*Aim of the task*. Render the material again word for word, skipping the pictures in it.

━━━━━ Provided material

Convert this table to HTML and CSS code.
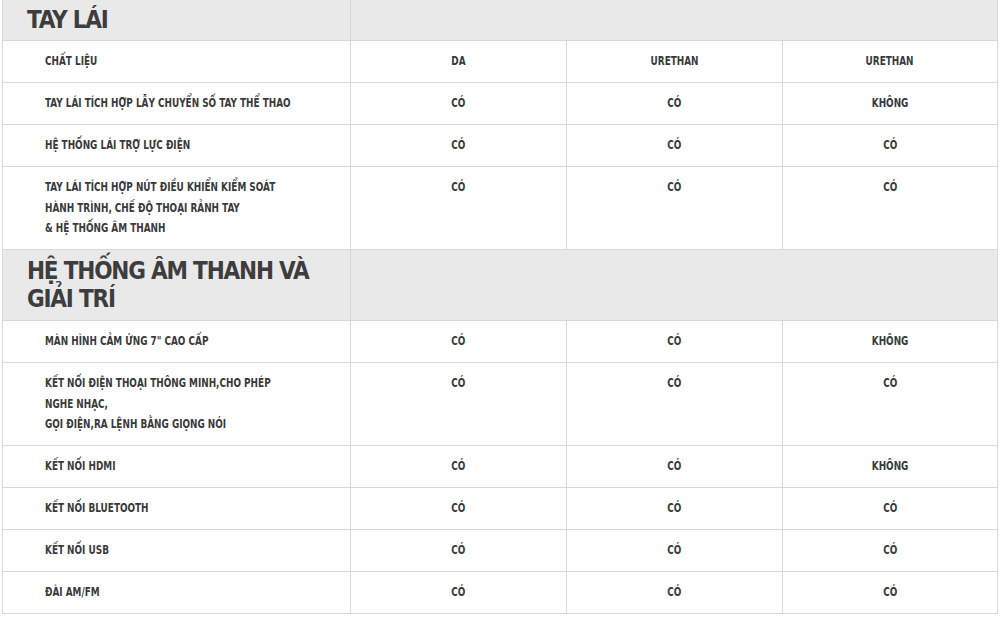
FILE: index.html
```html
<!DOCTYPE html>
<html lang="vi">
<head>
<meta charset="utf-8">
<title>Thông số</title>
<link rel="stylesheet" href="styles.css">
</head>
<body>
<table class="spec">
  <colgroup>
    <col class="c1"><col class="c2"><col class="c3"><col class="c4">
  </colgroup>
  <tr class="group g1">
    <th class="gtitle">TAY LÁI</th>
    <th class="gfill" colspan="3"></th>
  </tr>
  <tr><td class="lbl"><span class="t">CHẤT LIỆU</span></td><td><span class="t">DA</span></td><td><span class="t">URETHAN</span></td><td><span class="t">URETHAN</span></td></tr>
  <tr><td class="lbl"><span class="t">TAY LÁI TÍCH HỢP LẪY CHUYỂN SỐ TAY THỂ THAO</span></td><td><span class="t">CÓ</span></td><td><span class="t">CÓ</span></td><td><span class="t">KHÔNG</span></td></tr>
  <tr><td class="lbl"><span class="t">HỆ THỐNG LÁI TRỢ LỰC ĐIỆN</span></td><td><span class="t">CÓ</span></td><td><span class="t">CÓ</span></td><td><span class="t">CÓ</span></td></tr>
  <tr><td class="lbl"><span class="t">TAY LÁI TÍCH HỢP NÚT ĐIỀU KHIỂN KIỂM SOÁT<br>HÀNH TRÌNH, CHẾ ĐỘ THOẠI RẢNH TAY<br>&amp; HỆ THỐNG ÂM THANH</span></td><td><span class="t">CÓ</span></td><td><span class="t">CÓ</span></td><td><span class="t">CÓ</span></td></tr>
  <tr class="group g2">
    <th class="gtitle">HỆ THỐNG ÂM THANH VÀ<br>GIẢI TRÍ</th>
    <th class="gfill" colspan="3"></th>
  </tr>
  <tr><td class="lbl"><span class="t">MÀN HÌNH CẢM ỨNG 7" CAO CẤP</span></td><td><span class="t">CÓ</span></td><td><span class="t">CÓ</span></td><td><span class="t">KHÔNG</span></td></tr>
  <tr><td class="lbl"><span class="t">KẾT NỐI ĐIỆN THOẠI THÔNG MINH,CHO PHÉP<br>NGHE NHẠC,<br>GỌI ĐIỆN,RA LỆNH BẰNG GIỌNG NÓI</span></td><td><span class="t">CÓ</span></td><td><span class="t">CÓ</span></td><td><span class="t">CÓ</span></td></tr>
  <tr><td class="lbl"><span class="t">KẾT NỐI HDMI</span></td><td><span class="t">CÓ</span></td><td><span class="t">CÓ</span></td><td><span class="t">KHÔNG</span></td></tr>
  <tr><td class="lbl"><span class="t">KẾT NỐI BLUETOOTH</span></td><td><span class="t">CÓ</span></td><td><span class="t">CÓ</span></td><td><span class="t">CÓ</span></td></tr>
  <tr><td class="lbl"><span class="t">KẾT NỐI USB</span></td><td><span class="t">CÓ</span></td><td><span class="t">CÓ</span></td><td><span class="t">CÓ</span></td></tr>
  <tr><td class="lbl"><span class="t">ĐÀI AM/FM</span></td><td><span class="t">CÓ</span></td><td><span class="t">CÓ</span></td><td><span class="t">CÓ</span></td></tr>
</table>
</body>
</html>
```
FILE: styles.css
```css
html, body {
  margin: 0;
  padding: 0;
  background: #ffffff;
}
.spec {
  margin: 0 0 0 2px;
  width: 995px;
  border-collapse: collapse;
  table-layout: fixed;
  font-family: "DejaVu Sans Condensed", "Liberation Sans", sans-serif;
  font-stretch: condensed;
  color: #3a3a3a;
}
.c1 { width: 348px; }
.c2 { width: 216px; }
.c3 { width: 216px; }
.c4 { width: 215px; }
.spec td, .spec th {
  border: 1px solid #d9d9d9;
}
.spec td {
  padding: 10px 4px 10.5px 4px;
  line-height: 20.5px;
  font-size: 13px;
  font-weight: bold;
  text-align: center;
  vertical-align: top;
  white-space: nowrap;
}
.spec td.lbl {
  text-align: left;
  padding-left: 42px;
}
.t {
  display: inline-block;
  transform: scaleX(0.76);
  transform-origin: center top;
}
.lbl .t {
  transform-origin: left top;
}
.group th {
  background: #e9e9e9;
  text-align: left;
  vertical-align: top;
  font-family: "DejaVu Sans", "Liberation Sans", sans-serif;
  font-weight: bold;
  font-size: 24px;
  letter-spacing: -1.2px;
  color: #3d3d3d;
  white-space: nowrap;
}
.gtitle {
  padding: 7px 4px 7px 24px;
  line-height: 26px;
}
.g2 .gtitle {
  padding: 7px 4px 7px 24px;
  line-height: 28px;
}
.g1 th {
  border-top: none;
}
```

━━━━━━━━━━

*Solution for this problem*.
Convert this table to HTML and CSS code.
FILE: index.html
```html
<!DOCTYPE html>
<html lang="vi">
<head>
<meta charset="utf-8">
<title>Thông số</title>
<link rel="stylesheet" href="styles.css">
</head>
<body>
<table class="spec">
  <colgroup>
    <col class="c1"><col class="c2"><col class="c3"><col class="c4">
  </colgroup>
  <tr class="group g1">
    <th class="gtitle">TAY LÁI</th>
    <th class="gfill" colspan="3"></th>
  </tr>
  <tr><td class="lbl"><span class="t">CHẤT LIỆU</span></td><td><span class="t">DA</span></td><td><span class="t">URETHAN</span></td><td><span class="t">URETHAN</span></td></tr>
  <tr><td class="lbl"><span class="t">TAY LÁI TÍCH HỢP LẪY CHUYỂN SỐ TAY THỂ THAO</span></td><td><span class="t">CÓ</span></td><td><span class="t">CÓ</span></td><td><span class="t">KHÔNG</span></td></tr>
  <tr><td class="lbl"><span class="t">HỆ THỐNG LÁI TRỢ LỰC ĐIỆN</span></td><td><span class="t">CÓ</span></td><td><span class="t">CÓ</span></td><td><span class="t">CÓ</span></td></tr>
  <tr><td class="lbl"><span class="t">TAY LÁI TÍCH HỢP NÚT ĐIỀU KHIỂN KIỂM SOÁT<br>HÀNH TRÌNH, CHẾ ĐỘ THOẠI RẢNH TAY<br>&amp; HỆ THỐNG ÂM THANH</span></td><td><span class="t">CÓ</span></td><td><span class="t">CÓ</span></td><td><span class="t">CÓ</span></td></tr>
  <tr class="group g2">
    <th class="gtitle">HỆ THỐNG ÂM THANH VÀ<br>GIẢI TRÍ</th>
    <th class="gfill" colspan="3"></th>
  </tr>
  <tr><td class="lbl"><span class="t">MÀN HÌNH CẢM ỨNG 7" CAO CẤP</span></td><td><span class="t">CÓ</span></td><td><span class="t">CÓ</span></td><td><span class="t">KHÔNG</span></td></tr>
  <tr><td class="lbl"><span class="t">KẾT NỐI ĐIỆN THOẠI THÔNG MINH,CHO PHÉP<br>NGHE NHẠC,<br>GỌI ĐIỆN,RA LỆNH BẰNG GIỌNG NÓI</span></td><td><span class="t">CÓ</span></td><td><span class="t">CÓ</span></td><td><span class="t">CÓ</span></td></tr>
  <tr><td class="lbl"><span class="t">KẾT NỐI HDMI</span></td><td><span class="t">CÓ</span></td><td><span class="t">CÓ</span></td><td><span class="t">KHÔNG</span></td></tr>
  <tr><td class="lbl"><span class="t">KẾT NỐI BLUETOOTH</span></td><td><span class="t">CÓ</span></td><td><span class="t">CÓ</span></td><td><span class="t">CÓ</span></td></tr>
  <tr><td class="lbl"><span class="t">KẾT NỐI USB</span></td><td><span class="t">CÓ</span></td><td><span class="t">CÓ</span></td><td><span class="t">CÓ</span></td></tr>
  <tr><td class="lbl"><span class="t">ĐÀI AM/FM</span></td><td><span class="t">CÓ</span></td><td><span class="t">CÓ</span></td><td><span class="t">CÓ</span></td></tr>
</table>
</body>
</html>
```
FILE: styles.css
```css
html, body {
  margin: 0;
  padding: 0;
  background: #ffffff;
}
.spec {
  margin: 0 0 0 2px;
  width: 995px;
  border-collapse: collapse;
  table-layout: fixed;
  font-family: "DejaVu Sans Condensed", "Liberation Sans", sans-serif;
  font-stretch: condensed;
  color: #3a3a3a;
}
.c1 { width: 348px; }
.c2 { width: 216px; }
.c3 { width: 216px; }
.c4 { width: 215px; }
.spec td, .spec th {
  border: 1px solid #d9d9d9;
}
.spec td {
  padding: 10px 4px 10.5px 4px;
  line-height: 20.5px;
  font-size: 13px;
  font-weight: bold;
  text-align: center;
  vertical-align: top;
  white-space: nowrap;
}
.spec td.lbl {
  text-align: left;
  padding-left: 42px;
}
.t {
  display: inline-block;
  transform: scaleX(0.76);
  transform-origin: center top;
}
.lbl .t {
  transform-origin: left top;
}
.group th {
  background: #e9e9e9;
  text-align: left;
  vertical-align: top;
  font-family: "DejaVu Sans", "Liberation Sans", sans-serif;
  font-weight: bold;
  font-size: 24px;
  letter-spacing: -1.2px;
  color: #3d3d3d;
  white-space: nowrap;
}
.gtitle {
  padding: 7px 4px 7px 24px;
  line-height: 26px;
}
.g2 .gtitle {
  padding: 7px 4px 7px 24px;
  line-height: 28px;
}
.g1 th {
  border-top: none;
}
```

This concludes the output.